WORK INSTRUCTIONS: Every line containing the word "page" needs to be found and copied.

** START MATERIAL FOR THIS TASK **

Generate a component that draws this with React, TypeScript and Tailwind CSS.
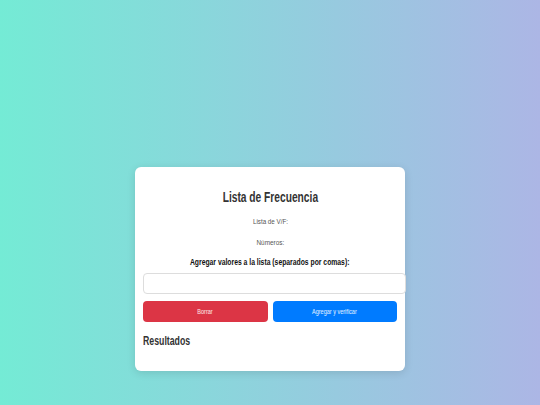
// Texto del original es más estrecho que Arial: se comprime con scale-x.
export default function App() {
  return (
    <div className="min-h-screen bg-linear-to-r/srgb from-[#74ebd5] to-[#acb6e5] pt-[167px] font-['Liberation_Sans',Arial,sans-serif]">
      <div className="mx-auto w-[270px] rounded-md bg-white px-2 pt-5 pb-[22px] shadow-[0_2px_8px_rgba(0,0,0,0.12)]">
        <h2 className="text-center text-[14px] leading-[20px] font-bold text-[#333]">
          <span className="inline-block scale-x-[0.73]">Lista de Frecuencia</span>
        </h2>
        <p className="mt-[10px] text-center text-[8px] leading-[10px] text-[#555]">
          <span className="inline-block scale-x-[0.78]">Lista de V/F:</span>
        </p>
        <p className="mt-[11px] text-center text-[8px] leading-[10px] text-[#555]">
          <span className="inline-block scale-x-[0.8]">Números:</span>
        </p>
        <label className="mt-[9px] block text-center text-[8.5px] leading-[10px] font-bold text-[#111]">
          <span className="inline-block scale-x-[0.8]">Agregar valores a la lista (separados por comas):</span>
        </label>
        <input
          type="text"
          className="mt-[6px] block h-[21px] w-[263px] rounded border border-[#ddd] bg-white px-2 text-[8px] outline-none"
        />
        <div className="mt-[7px] grid grid-cols-2 gap-[5px]">
          <button className="h-[21px] rounded bg-[#dc3545] text-[6.5px] text-white/90">
            <span className="inline-block scale-x-[0.85]">Borrar</span>
          </button>
          <button className="h-[21px] rounded bg-[#007bff] text-[6.5px] text-white/90">
            <span className="inline-block scale-x-[0.85]">Agregar y verificar</span>
          </button>
        </div>
        <h3 className="mt-[11px] text-[12.5px] leading-[16px] font-bold text-[#333]">
          <span className="inline-block origin-left scale-x-[0.7]">Resultados</span>
        </h3>
      </div>
    </div>
  );
}
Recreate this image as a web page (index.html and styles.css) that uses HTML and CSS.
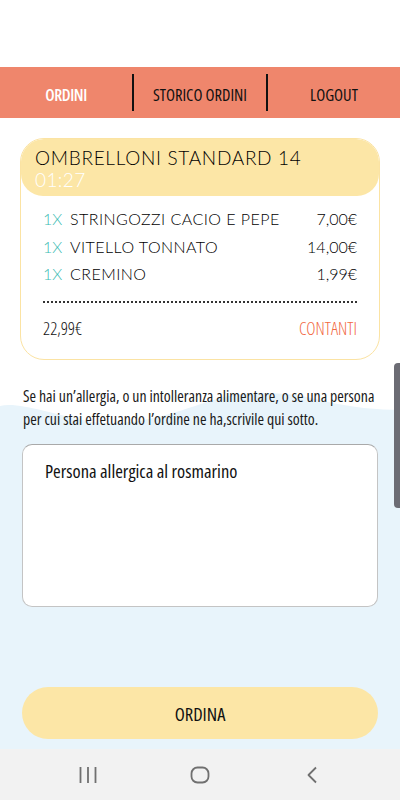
FILE: index.html
```html
<!DOCTYPE html>
<html lang="it">
  <head>
    <meta charset="UTF-8" />
    <meta name="viewport" content="width=device-width, initial-scale=1.0" />
    <title>Ordini</title>
    <link rel="stylesheet" href="styles.css">
  </head>
  <body>
    <div class="status-space"></div>

    <!-- Top menu -->
    <nav class="menu">
      <a class="menu-item active" href="#">ORDINI</a>
      <a class="menu-item" href="#">STORICO ORDINI</a>
      <a class="menu-item" href="#">LOGOUT</a>
    </nav>

    <main class="content">
      <svg class="wave" viewBox="0 0 400 640" preserveAspectRatio="none" aria-hidden="true">
        <path d="M0 292 C 20 288, 50 300, 90 308 C 140 315, 180 296, 220 284 C 250 276, 290 278, 320 286 C 350 294, 380 296, 400 296 L 400 640 L 0 640 Z" fill="#e8f4fb" />
      </svg>

      <!-- Order card -->
      <section class="order-card">
        <div class="order-head">
          <div class="order-title">OMBRELLONI STANDARD 14</div>
          <div class="order-time">01:27</div>
        </div>
        <ul class="order-items">
          <li><span class="qty">1X</span><span class="name">STRINGOZZI CACIO E PEPE</span><span class="price">7,00€</span></li>
          <li><span class="qty">1X</span><span class="name">VITELLO TONNATO</span><span class="price">14,00€</span></li>
          <li><span class="qty">1X</span><span class="name">CREMINO</span><span class="price">1,99€</span></li>
        </ul>
        <div class="order-foot">
          <span class="total">22,99€</span>
          <span class="payment">CONTANTI</span>
        </div>
      </section>

      <p class="note">Se hai un’allergia, o un intolleranza alimentare, o se una persona per cui stai effetuando l’ordine ne ha,scrivile qui sotto.</p>

      <textarea class="allergy">Persona allergica al rosmarino</textarea>

      <button class="order-btn">ORDINA</button>

      <div class="edge-handle"></div>
    </main>

    <!-- Android navigation bar -->
    <footer class="sys-nav">
      <svg width="20" height="18" viewBox="0 0 20 18"><path d="M2.5 1v16M10 1v16M17.5 1v16" stroke="#707070" stroke-width="1.8" /></svg>
      <svg width="20" height="18" viewBox="0 0 20 18"><rect x="1.5" y="1.5" width="17" height="15" rx="6" fill="none" stroke="#707070" stroke-width="1.8" /></svg>
      <svg width="20" height="18" viewBox="0 0 20 18"><path d="M14 1.5L6.5 9l7.5 7.5" fill="none" stroke="#707070" stroke-width="1.8" stroke-linejoin="round" /></svg>
    </footer>
  </body>
</html>
```

FILE: styles.css
```css
/* Global Styles */
body {
  margin: 0;
  width: 400px;
  height: 800px;
  display: flex;
  flex-direction: column;
  background-color: #fff;
  font-family: "Open Sans", sans-serif;
  font-stretch: 75%;
  color: #111;
  overflow: hidden;
}

.status-space {
  height: 67px;
}

/* Top menu */
.menu {
  height: 51px;
  display: flex;
  align-items: center;
  background-color: #ef866c;
}

.menu-item {
  flex: 1;
  height: 37px;
  display: flex;
  align-items: center;
  justify-content: center;
  padding-top: 3px;
  box-sizing: border-box;
  color: #111;
  text-decoration: none;
  font-size: 16.5px;
  font-weight: 500;
}

.menu-item + .menu-item {
  border-left: 2px solid #111;
}

.menu-item.active {
  color: #fff;
  font-weight: 600;
  letter-spacing: -0.4px;
}

/* Main area */
.content {
  position: relative;
  flex: 1;
  display: flex;
  flex-direction: column;
  padding: 20px 22px 10px;
  z-index: 0;
}

.wave {
  position: absolute;
  left: 0;
  top: 0;
  width: 100%;
  height: 100%;
  z-index: -1;
}

/* Order card */
.order-card {
  margin: 0 -2px;
  border: 1px solid #fbe3a3;
  border-radius: 24px;
  background-color: #fff;
  overflow: hidden;
}

.order-head {
  height: 57px;
  padding: 8px 14px 0;
  box-sizing: border-box;
  background-color: #fce6a6;
  border-radius: 22px;
  font-family: "Lato", sans-serif;
  font-stretch: normal;
  font-weight: 300;
}

.order-title {
  font-size: 19px;
  line-height: 22px;
  color: #000;
  letter-spacing: 0.7px;
}

.order-time {
  font-size: 19px;
  line-height: 22px;
  color: #fff;
  letter-spacing: 0.4px;
}

.order-items {
  list-style: none;
  margin: 0;
  padding: 9px 22px 0;
  font-family: "Lato", sans-serif;
  font-stretch: normal;
  font-weight: 300;
  font-size: 16px;
  color: #000;
}

.order-items li {
  display: flex;
  height: 27.5px;
  align-items: center;
}

.qty {
  color: #3bbcb3;
  width: 27px;
}

.name {
  flex: 1;
  letter-spacing: 0.45px;
}

.order-foot {
  margin: 13px 22px 0;
  padding: 13px 0 19px;
  border-top: 2px dotted #333;
  display: flex;
  justify-content: space-between;
  font-size: 17.5px;
  font-weight: 320;
}

.total {
  color: #111;
}

.payment {
  color: #f2683f;
}

/* Allergy note */
.note {
  margin: 25px 1px 13px;
  font-size: 15.8px;
  line-height: 23px;
  color: #1a1a1a;
}

.allergy {
  height: 163px;
  box-sizing: border-box;
  padding: 13px 22px;
  border: 1px solid #c4c4c4;
  border-top-color: #a9a9a9;
  border-radius: 10px;
  font-family: "Open Sans", sans-serif;
  font-stretch: 75%;
  font-size: 18.5px;
  color: #111;
  resize: none;
  background-color: #fff;
}

.order-btn {
  margin-top: auto;
  height: 52px;
  border: none;
  border-radius: 26px;
  background-color: #fce6a6;
  font-family: "Open Sans", sans-serif;
  font-stretch: 75%;
  font-size: 18.5px;
  font-weight: 500;
  color: #111;
}

/* Edge panel handle */
.edge-handle {
  position: absolute;
  right: 0;
  top: 245px;
  width: 6px;
  height: 145px;
  border-radius: 4px 0 0 4px;
  background-color: #6c6c74;
}

/* System navigation */
.sys-nav {
  height: 51px;
  display: flex;
  justify-content: center;
  align-items: center;
  gap: 92px;
  background-color: #f2f2f2;
}
```
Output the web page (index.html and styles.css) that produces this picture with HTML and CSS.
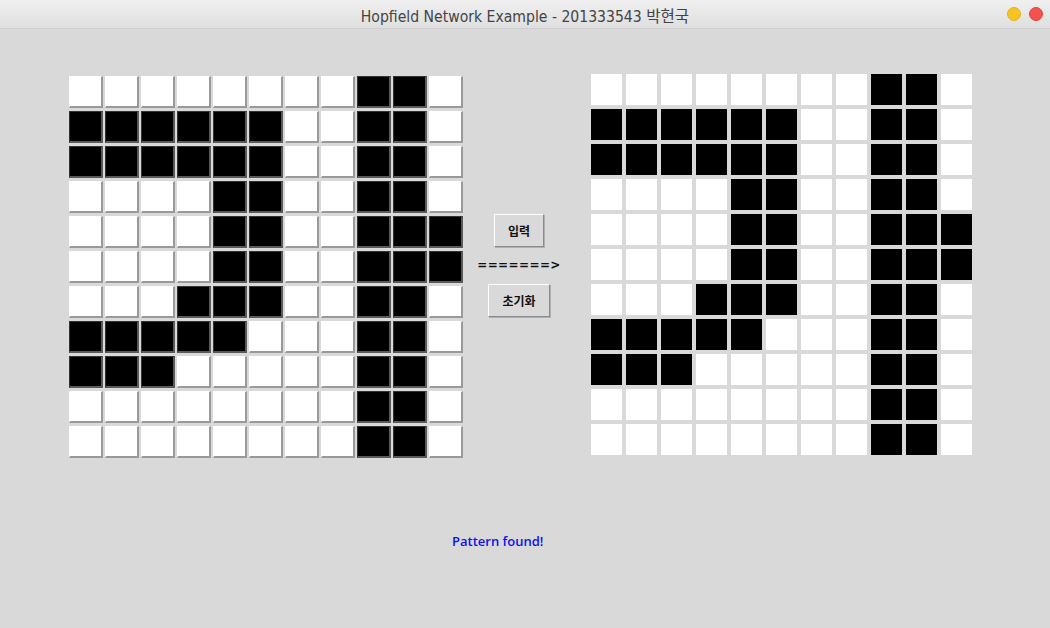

** END MATERIAL FOR THIS TASK **

FINAL RESULT:
Recreate this image as a web page (index.html and styles.css) that uses HTML and CSS.
Output the web page (index.html and styles.css) that produces this picture with HTML and CSS.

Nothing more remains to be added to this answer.